Coronavirus mutation may have made it more contagious: Study
The virus that causes Covid-19 is accumulating genetic mutations, one of which may have made it more contagious, says a study involving more than 5,000 patients in the US.
That mutation, called D614G, is located in the spike protein that pries open our cells for viral entry, according to the paper published in the peer-reviewed journal mBIO.
The paper shows “the virus is mutating due to a combination of neutral drift-which just means random genetic changes that don’t help or hurt the virus-and pressure from our immune systems,” said Ilya Finkelstein, Associate Professor at The University of Texas at Austin and co-author of the study.
During the initial wave of the pandemic, 71 per cent of the novel coronaviruses identified in patients in Houston had this mutation.

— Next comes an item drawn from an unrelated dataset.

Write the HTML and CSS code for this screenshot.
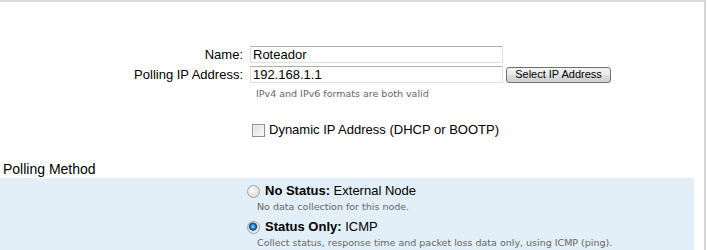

When the second wave of the outbreak hit Houston during the summer, this variant had leaped to 99.9 per cent prevalence, said the study, adding that this mirrors a trend observed around the world.
A study published in July based on more than 28,000 genome sequences found that variants carrying the D614G mutation became the globally dominant form of SARS-CoV-2 in about a month.
SARS-CoV-2 is the coronavirus that causes Covid-19.
The good news is that this mutation is rare and does not appear to make the disease more severe for infected patients.
“The virus continues to mutate as it rips through the world,” Finkelstein said.
“Real-time surveillance efforts like our study will ensure that global vaccines and therapeutics are always one step ahead.”
The scientists noted a total of 285 mutations across thousands of infections, although most do not appear to have a significant effect on how severe the disease is.